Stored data
-=-=-=-=-
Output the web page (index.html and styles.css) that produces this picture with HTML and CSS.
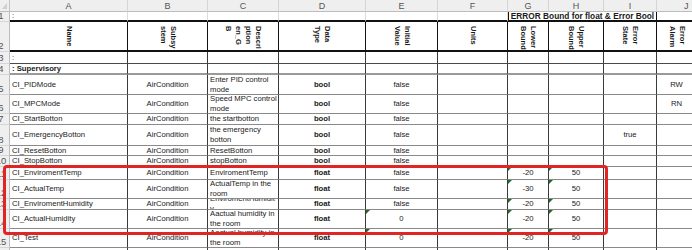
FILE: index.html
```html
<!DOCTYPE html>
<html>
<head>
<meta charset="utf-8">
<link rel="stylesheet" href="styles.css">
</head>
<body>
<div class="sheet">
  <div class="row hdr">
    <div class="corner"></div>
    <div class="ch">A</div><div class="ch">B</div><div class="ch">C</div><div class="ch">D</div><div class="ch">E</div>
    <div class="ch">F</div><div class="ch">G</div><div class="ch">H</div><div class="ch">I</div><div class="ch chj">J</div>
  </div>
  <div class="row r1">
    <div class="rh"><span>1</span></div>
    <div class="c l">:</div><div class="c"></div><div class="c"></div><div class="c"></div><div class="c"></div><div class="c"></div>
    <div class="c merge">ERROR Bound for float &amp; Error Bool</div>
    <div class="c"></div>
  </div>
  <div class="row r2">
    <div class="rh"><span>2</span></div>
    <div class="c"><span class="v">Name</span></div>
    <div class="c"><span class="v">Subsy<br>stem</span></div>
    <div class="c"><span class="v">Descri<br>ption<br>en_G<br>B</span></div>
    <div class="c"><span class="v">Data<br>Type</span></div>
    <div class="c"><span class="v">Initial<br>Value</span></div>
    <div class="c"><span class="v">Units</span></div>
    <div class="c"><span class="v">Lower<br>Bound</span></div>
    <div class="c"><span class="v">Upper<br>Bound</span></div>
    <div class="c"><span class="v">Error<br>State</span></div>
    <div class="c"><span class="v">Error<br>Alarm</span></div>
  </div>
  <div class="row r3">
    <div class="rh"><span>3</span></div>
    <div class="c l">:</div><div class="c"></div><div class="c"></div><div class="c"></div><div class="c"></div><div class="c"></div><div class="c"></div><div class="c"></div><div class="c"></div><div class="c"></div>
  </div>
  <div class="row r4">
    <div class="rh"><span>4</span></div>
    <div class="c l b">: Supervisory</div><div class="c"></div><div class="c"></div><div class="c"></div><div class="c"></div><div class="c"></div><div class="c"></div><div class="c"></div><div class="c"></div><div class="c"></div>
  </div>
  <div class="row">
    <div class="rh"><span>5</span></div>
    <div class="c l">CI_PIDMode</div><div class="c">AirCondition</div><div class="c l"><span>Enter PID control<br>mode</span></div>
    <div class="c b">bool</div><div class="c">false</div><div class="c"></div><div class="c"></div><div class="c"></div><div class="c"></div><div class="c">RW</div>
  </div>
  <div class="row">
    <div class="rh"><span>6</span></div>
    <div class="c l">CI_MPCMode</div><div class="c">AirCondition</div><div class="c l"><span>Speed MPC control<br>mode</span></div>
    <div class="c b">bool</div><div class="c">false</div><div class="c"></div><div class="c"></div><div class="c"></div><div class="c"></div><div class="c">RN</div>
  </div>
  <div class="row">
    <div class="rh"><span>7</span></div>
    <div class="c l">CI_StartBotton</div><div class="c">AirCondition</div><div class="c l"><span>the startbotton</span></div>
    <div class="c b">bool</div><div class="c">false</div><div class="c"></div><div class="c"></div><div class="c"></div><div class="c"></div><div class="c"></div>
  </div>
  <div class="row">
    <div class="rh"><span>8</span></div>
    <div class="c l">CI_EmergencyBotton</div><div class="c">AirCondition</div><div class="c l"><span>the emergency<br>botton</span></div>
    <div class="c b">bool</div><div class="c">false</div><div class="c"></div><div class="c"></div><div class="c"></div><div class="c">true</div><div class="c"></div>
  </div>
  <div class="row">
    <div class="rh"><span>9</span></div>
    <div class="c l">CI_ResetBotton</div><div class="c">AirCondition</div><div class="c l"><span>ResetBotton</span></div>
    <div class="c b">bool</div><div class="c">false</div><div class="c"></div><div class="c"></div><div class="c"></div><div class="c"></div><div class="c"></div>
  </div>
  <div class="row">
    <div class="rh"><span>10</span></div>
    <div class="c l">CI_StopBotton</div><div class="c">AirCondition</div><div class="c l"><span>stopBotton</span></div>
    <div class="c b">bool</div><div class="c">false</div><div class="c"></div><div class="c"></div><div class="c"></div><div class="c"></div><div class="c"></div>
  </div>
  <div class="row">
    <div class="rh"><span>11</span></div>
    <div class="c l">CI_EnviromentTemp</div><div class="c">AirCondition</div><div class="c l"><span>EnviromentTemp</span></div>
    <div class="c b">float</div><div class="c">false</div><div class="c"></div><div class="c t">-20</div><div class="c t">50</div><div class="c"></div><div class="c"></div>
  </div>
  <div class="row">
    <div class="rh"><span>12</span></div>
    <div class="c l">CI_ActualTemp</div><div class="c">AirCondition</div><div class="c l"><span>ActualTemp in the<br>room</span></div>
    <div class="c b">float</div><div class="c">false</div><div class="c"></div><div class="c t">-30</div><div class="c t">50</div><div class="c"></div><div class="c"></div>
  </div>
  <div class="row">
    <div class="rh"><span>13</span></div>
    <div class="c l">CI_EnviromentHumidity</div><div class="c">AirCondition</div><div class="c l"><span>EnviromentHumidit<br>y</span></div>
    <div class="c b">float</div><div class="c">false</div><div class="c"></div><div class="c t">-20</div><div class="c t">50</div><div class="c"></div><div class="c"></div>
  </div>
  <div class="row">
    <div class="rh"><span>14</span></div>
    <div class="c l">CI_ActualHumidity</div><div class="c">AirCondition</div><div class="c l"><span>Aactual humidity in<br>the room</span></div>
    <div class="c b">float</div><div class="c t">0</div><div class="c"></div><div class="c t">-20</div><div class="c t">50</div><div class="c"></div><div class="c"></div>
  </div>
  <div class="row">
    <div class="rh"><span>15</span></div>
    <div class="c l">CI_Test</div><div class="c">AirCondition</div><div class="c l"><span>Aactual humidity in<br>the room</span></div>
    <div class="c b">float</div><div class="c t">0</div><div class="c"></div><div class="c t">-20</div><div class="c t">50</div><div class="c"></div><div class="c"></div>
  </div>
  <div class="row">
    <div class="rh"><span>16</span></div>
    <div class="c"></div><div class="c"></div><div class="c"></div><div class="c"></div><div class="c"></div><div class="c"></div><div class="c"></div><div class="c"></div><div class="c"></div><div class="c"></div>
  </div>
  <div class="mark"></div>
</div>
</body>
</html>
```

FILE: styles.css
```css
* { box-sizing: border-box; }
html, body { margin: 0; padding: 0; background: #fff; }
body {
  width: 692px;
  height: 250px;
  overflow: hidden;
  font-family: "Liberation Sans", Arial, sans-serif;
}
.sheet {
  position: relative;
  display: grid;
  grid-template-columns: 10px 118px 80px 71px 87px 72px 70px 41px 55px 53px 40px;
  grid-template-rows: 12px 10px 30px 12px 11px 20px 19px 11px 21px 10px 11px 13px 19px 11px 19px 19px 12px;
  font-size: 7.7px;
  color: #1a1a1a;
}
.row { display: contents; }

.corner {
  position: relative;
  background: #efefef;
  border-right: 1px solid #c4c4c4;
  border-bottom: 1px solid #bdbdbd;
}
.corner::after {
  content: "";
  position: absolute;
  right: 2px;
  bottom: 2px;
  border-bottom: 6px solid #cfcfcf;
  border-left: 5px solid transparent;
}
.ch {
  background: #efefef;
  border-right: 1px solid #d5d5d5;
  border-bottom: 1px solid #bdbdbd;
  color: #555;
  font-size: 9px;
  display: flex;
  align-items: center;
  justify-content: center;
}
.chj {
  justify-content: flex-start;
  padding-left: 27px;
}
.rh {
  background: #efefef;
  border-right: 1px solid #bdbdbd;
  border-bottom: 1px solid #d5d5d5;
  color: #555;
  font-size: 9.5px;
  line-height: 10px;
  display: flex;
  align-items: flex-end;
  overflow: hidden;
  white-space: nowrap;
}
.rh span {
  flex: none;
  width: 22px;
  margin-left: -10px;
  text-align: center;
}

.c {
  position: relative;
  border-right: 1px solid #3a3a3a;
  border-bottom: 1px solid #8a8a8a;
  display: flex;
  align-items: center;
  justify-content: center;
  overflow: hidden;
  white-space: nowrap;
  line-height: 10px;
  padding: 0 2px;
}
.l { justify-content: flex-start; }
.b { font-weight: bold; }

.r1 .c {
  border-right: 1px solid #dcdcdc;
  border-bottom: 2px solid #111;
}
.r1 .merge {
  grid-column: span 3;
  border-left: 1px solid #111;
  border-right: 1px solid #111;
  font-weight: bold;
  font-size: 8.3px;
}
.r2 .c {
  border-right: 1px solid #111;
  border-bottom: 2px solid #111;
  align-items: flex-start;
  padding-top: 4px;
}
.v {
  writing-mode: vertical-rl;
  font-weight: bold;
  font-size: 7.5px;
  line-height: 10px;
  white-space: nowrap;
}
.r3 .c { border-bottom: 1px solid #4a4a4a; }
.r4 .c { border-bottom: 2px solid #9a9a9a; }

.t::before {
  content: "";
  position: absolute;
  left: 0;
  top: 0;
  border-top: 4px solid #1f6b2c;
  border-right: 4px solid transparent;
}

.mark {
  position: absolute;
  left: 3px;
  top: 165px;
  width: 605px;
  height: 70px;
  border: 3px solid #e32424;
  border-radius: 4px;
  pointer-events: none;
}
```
-=-=-=-=-
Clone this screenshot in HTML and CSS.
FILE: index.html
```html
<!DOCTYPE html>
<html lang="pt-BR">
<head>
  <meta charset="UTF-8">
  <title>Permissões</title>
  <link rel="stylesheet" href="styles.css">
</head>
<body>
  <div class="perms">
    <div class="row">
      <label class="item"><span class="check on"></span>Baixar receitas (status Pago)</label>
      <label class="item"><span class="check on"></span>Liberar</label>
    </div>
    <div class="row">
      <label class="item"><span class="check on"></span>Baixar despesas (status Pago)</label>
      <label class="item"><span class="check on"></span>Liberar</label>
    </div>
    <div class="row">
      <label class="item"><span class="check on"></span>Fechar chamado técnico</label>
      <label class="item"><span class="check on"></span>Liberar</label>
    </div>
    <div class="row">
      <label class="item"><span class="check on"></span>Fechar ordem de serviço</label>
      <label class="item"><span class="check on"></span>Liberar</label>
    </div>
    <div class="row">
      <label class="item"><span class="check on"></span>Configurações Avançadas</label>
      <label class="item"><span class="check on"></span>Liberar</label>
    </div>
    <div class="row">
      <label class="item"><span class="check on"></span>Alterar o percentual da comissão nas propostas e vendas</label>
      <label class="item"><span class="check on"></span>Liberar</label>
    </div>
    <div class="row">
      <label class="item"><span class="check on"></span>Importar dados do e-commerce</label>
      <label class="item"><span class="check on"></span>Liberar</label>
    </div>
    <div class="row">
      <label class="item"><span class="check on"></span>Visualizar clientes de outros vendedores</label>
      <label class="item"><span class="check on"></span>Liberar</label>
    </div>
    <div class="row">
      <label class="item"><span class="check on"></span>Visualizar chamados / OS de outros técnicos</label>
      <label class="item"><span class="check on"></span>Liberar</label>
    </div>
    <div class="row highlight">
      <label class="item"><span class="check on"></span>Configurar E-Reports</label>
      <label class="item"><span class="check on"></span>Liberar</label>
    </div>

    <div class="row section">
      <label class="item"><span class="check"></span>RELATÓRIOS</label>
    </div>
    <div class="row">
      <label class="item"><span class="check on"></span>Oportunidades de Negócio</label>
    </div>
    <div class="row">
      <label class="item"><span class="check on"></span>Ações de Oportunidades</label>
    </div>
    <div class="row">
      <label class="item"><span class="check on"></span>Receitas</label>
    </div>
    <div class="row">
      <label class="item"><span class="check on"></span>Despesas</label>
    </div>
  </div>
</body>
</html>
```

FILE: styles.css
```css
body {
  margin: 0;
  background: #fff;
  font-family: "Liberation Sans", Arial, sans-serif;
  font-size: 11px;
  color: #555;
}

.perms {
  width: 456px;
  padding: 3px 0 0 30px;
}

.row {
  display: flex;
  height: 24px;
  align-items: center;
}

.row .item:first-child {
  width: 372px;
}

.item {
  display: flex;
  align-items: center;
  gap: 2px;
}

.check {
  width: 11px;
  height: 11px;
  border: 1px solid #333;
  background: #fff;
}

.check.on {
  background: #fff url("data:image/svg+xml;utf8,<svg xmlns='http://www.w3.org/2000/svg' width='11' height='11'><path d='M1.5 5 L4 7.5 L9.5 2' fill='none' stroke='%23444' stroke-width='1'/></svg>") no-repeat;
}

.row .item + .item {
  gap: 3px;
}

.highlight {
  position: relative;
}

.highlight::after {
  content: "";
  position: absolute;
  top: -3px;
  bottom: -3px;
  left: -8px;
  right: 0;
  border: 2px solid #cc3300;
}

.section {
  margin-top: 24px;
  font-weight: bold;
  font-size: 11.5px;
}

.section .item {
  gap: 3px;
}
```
-=-=-=-=-
• [What is required] Where does the word "this" appear? Return each line that holds it.

• [Task output]
Output the web page (index.html and styles.css) that produces this picture with HTML and CSS.
Clone this screenshot in HTML and CSS.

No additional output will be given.